Kortunov: İran'ın Zorlu Tercihi: Misilleme mi Diplomasi mi?

ABD'nin İran'a Nükleer Tesis Saldırıları: Savaşın Eşiğinde Bir Bölge

HABERRUS - ABD'nin İran'ın üç önemli nükleer tesisine düzenlediği hava saldırıları, iki ülkeyi tam ölçekli bir askeri çatışmanın eşiğine getirdi. 2020 yılında İranlı General Kasım Süleymani'nin öldürülmesinden bu yana ilk kez taraflar bu kadar yakın bir savaş tehlikesiyle karşı karşıya kaldı.

Siyaset uzmanı Andrey Kortunov'a göre, İran yönetiminin önünde kritik bir seçim bulunuyor. "İran için en makul yol, 2020'de olduğu gibi ölçülü bir tepki vererek diplomatik kanalları açık tutmak olacaktır" diyen Kortunov, ancak bunun İran liderliği için ulusal gururun zedelenmesi anlamına geleceğini belirtiyor.

Özellikle 7 Ekim 2023 sonrası Ortadoğu'daki güç dengelerinin İran aleyhine değiştiği bu dönemde, Tahran yönetiminin iç istikrarı korumak için zamana ihtiyacı olduğu vurgulanıyor.

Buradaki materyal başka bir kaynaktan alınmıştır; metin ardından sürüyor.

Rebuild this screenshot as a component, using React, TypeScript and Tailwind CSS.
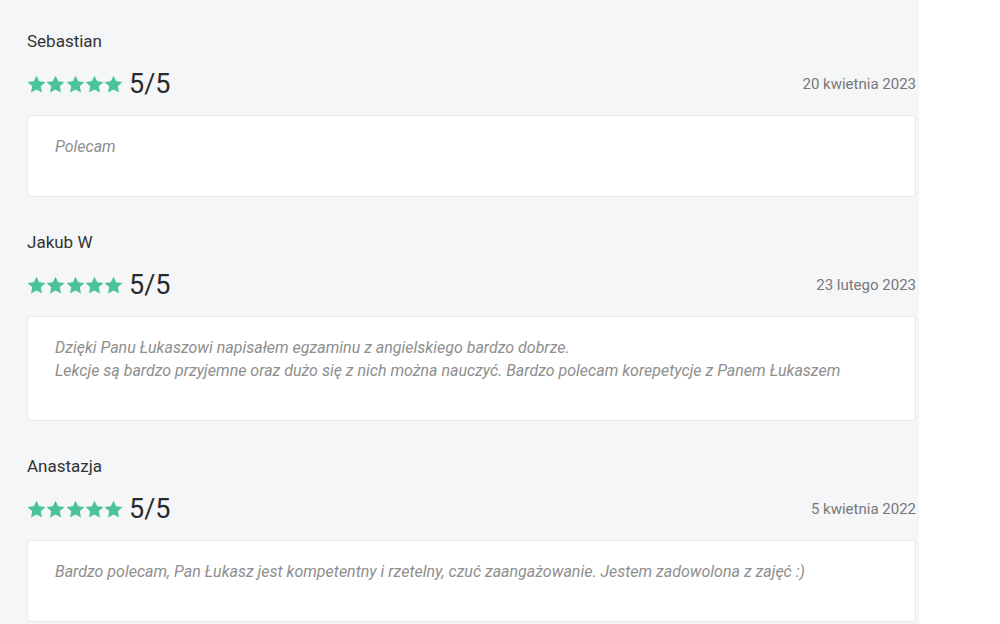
import React from "react";

type Review = {
  name: string;
  date: string;
  lines: string[];
};

const reviews: Review[] = [
  { name: "Sebastian", date: "20 kwietnia 2023", lines: ["Polecam"] },
  {
    name: "Jakub W",
    date: "23 lutego 2023",
    lines: [
      "Dzięki Panu Łukaszowi napisałem egzaminu z angielskiego bardzo dobrze.",
      "Lekcje są bardzo przyjemne oraz dużo się z nich można nauczyć. Bardzo polecam korepetycje z Panem Łukaszem",
    ],
  },
  {
    name: "Anastazja",
    date: "5 kwietnia 2022",
    lines: [
      "Bardzo polecam, Pan Łukasz jest kompetentny i rzetelny, czuć zaangażowanie. Jestem zadowolona z zajęć :)",
    ],
  },
];

const Star = () => (
  <svg width="19" height="19" viewBox="0 0 24 24" className="shrink-0">
    <path
      fill="#4ac39b"
      d="M12 0.8l3.4 7.2 7.9.9-5.9 5.4 1.6 7.8L12 18.2l-7 3.9 1.6-7.8L.7 8.9l7.9-.9z"
    />
  </svg>
);

export default function App() {
  return (
    <div className="flex min-h-[624px] bg-white font-['Roboto',sans-serif]">
      <div className="w-[919px] bg-[#f5f6f7] pl-[27px] pr-[3px] pt-[29px]">
        {reviews.map((r) => (
          <div key={r.name} className="mb-[33px]">
            <div className="text-[17px] leading-6 text-[#333]">{r.name}</div>
            <div className="mt-[13px] flex h-9 items-center justify-between">
              <div className="flex items-center">
                <div className="flex w-[96px] justify-between">
                  {[0, 1, 2, 3, 4].map((i) => (
                    <Star key={i} />
                  ))}
                </div>
                <span className="ml-[6px] text-[27px] leading-none text-[#2b2b2b]">5/5</span>
              </div>
              <span className="text-[15px] text-[#787878]">{r.date}</span>
            </div>
            <div className="mt-[13px] rounded-[3px] border border-[#e7e9eb] bg-white px-[27px] pb-[38px] pt-[19px]">
              {r.lines.map((l) => (
                <p key={l} className="text-[16px] italic leading-[23px] text-[#8e8e8e]">
                  {l}
                </p>
              ))}
            </div>
          </div>
        ))}
      </div>
    </div>
  );
}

Trump Yönetiminin Stratejik İkilemi

ABD tarafında ise Başkan Donald Trump'ın niyetleri belirsizliğini koruyor. Kortunov'un analizine göre, Trump'ın İran'ın nükleer programını hedef almakla yetinip yetinmeyeceği veya rejim değişikliğini hedefleyip hedeflemeyeceği kritik önem taşıyor. ABD'deki "şahinler" ve İsrail'in, Trump'ı İran sorununa "nihai çözüm" bulmaya zorladığına dikkat çeken uzman, ancak Trump'ın selefi George W. Bush'tan farklı olarak ideolojik saiklerle hareket etmediğini belirtiyor.

Rejim Değişikliğinin Riskleri

Kortunov, İran'da rejim değişikliği girişiminin ciddi riskler taşıdığı uyarısında bulunuyor: "İran'ın Libya veya Somali gibi 'başarısız devlet'e dönüşmesi, bölgesel istikrarı tamamen bozabilir. Coğrafi konumu ve nüfusu göz önüne alındığında, bunun sonuçları ABD için bile yıkıcı olur." Ayrıca İran'ın bölgeden tamamen çekilmesinin, Trump'ın "İbrahim Anlaşmaları" ile kurmaya çalıştığı Arap-İsrail ittifakının temel dayanağını ortadan kaldıracağı ve Filistin sorununu yeniden gündemin merkezine taşıyacağı ifade ediliyor.

Bölgesel Dengeler ve Diplomasi Şansı

Uzman, mevcut koşullarda tarafların çıkarlarının aslında bir uzlaşmaya işaret ettiğini savunuyor: "İran'ın nükleer programında geri adım atması ve ABD'nin yaptırımları hafifletmesi mümkün. Ancak bu, her iki tarafın da yüzlerini kurtaracak karmaşık bir diplomatik koreografi gerektiriyor." Özellikle İran'da yeni seçilen Cumhurbaşkanı Mesut Pezeşkiyan'ın ılımlı imajının bu süreçte önemli bir fırsat sunabileceği belirtiliyor.

Uluslararası Toplumun Rolü

Analiz, Rusya ve Çin gibi aktörlerin arabuluculuk potansiyeline de değiniyor: "Putin yönetimi, Tahran'la olan stratejik bağlarını kullanarak krizin tırmanmasını engelleyebilir. Ancak ABD'nin tek taraflı eylemlerde ısrar etmesi durumunda uluslararası diplomasinin etkisi sınırlı kalacaktır." BM Güvenlik Konseyi'nin acil toplanarak tarafları yatıştırıcı önlemler almaya çağırmasının önemine vurgu yapılıyor.

Akıl ve Savaş Arasında İnce Çizgi

Kortunov, "Tarihsel olarak bakıldığında, Ortadoğu'daki çatışmalar genellikle tarafların en kötü seçimleri yapmasıyla sonuçlanmıştır" uyarısında bulunarak, mevcut krizin de kontrolden çıkma potansiyeli taşıdığını belirtiyor. Ancak hem İran hem de ABD'nin aslında uzun vadede bölgesel bir savaşı göze alamayacağını, bu nedenle son anda bir diplomasi şansının her zaman var olduğunu ifade ediyor.